À l’heure actuelle, moins de 15% des cardinaux électeurs sont africains, alors que le continent représente près de 20% des Catholiques dans le monde. Et cette proportion est en constante augmentation. Le Nigeria, la RDC, l’Ouganda, le Kenya, la Côte d’Ivoire, le Burkina Faso… dans tous ces pays, les églises sont pleines, les vocations religieuses nombreuses, les séminaires débordent. L’Afrique est LE NOUVEAU berceau du catholicisme contemporain. Mais dans les sphères vaticanes, elle reste un acteur périphérique. Quasiment décoratif.

Il reste bien quelques figures, comme le cardinal Dieudonné Nzapalainga en Centrafrique ou le ghanéen Peter Turkson, ex-président d’un dicastère stratégique au Vatican. Mais leur influence reste circonscrite. Il n’existe pas vraiment de bloc africain uni.

Et ce n’est pas un hasard, qu’on se le dise. Car au Vatican, la haute hiérarchie ecclésiale reste largement euro-centrée. L’Italie, la France, l’Espagne, l’Allemagne… Ce sont ces pays qui gardent la main. Même si le pape François, en 2013, est venu d’Argentine, sa nomination était d’ailleurs un geste symboliquement très fort, la machine reste dominée par les Européens. Ceux qui connaissent les rouages, ceux qui parlent la langue, ceux qui font carrière sur place. Et ce sont aussi eux qui décident quels profils méritent la barrette rouge cardinalice. Or très peu d’Africains sont intégrés à ces cercles.

Cette marginalisation diplomatique a des conséquences concrètes. Les préoccupations africaines n’arrivent pas jusqu’au sommet de l’Église. Les réalités locales (persécutions, pauvreté, essor des églises évangéliques concurrentes, cohabitation avec l’Islam, rôle social de l’Église…) sont rarement prises en compte dans les grands textes pontificaux. On parle climat, genre, gouvernance… mais très peu des enjeux africains. Et surtout, il n’y a pas de stratégie catholique forte pour le continent. L’Église laisse faire les évangéliques, recule doucement en zone francophone, survit en silence au Maghreb.
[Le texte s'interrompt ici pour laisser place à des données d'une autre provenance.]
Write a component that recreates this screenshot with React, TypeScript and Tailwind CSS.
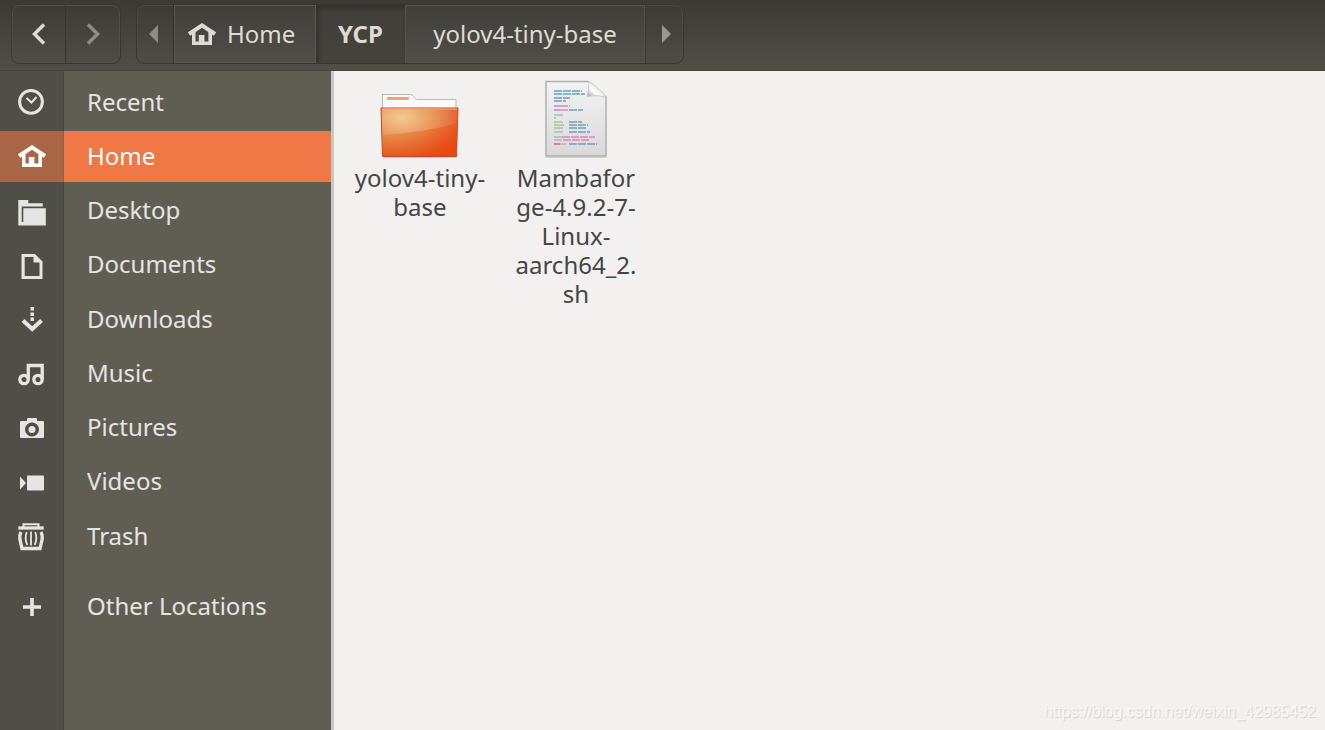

L’archevêque de Rabat ne voulait pas du poste, mais est-ce qu’il aurait eu du poids de toute façon ? Rien n’est moins sûr. Au Vatican, les profils comme le sien sont souvent vus comme symboliques, mais peu influents. On les invite, on les écoute poliment, mais on ne leur confie ni les leviers ni les orientations. C’est un peu la stratégie du Vatican depuis des décennies : afficher une Église universelle, mais maintenir un centre de gravité à Rome, entre Via della Conciliazione et la place Saint-Pierre.

L’universalité est dans les photos, le pouvoir reste entre les mains blanches.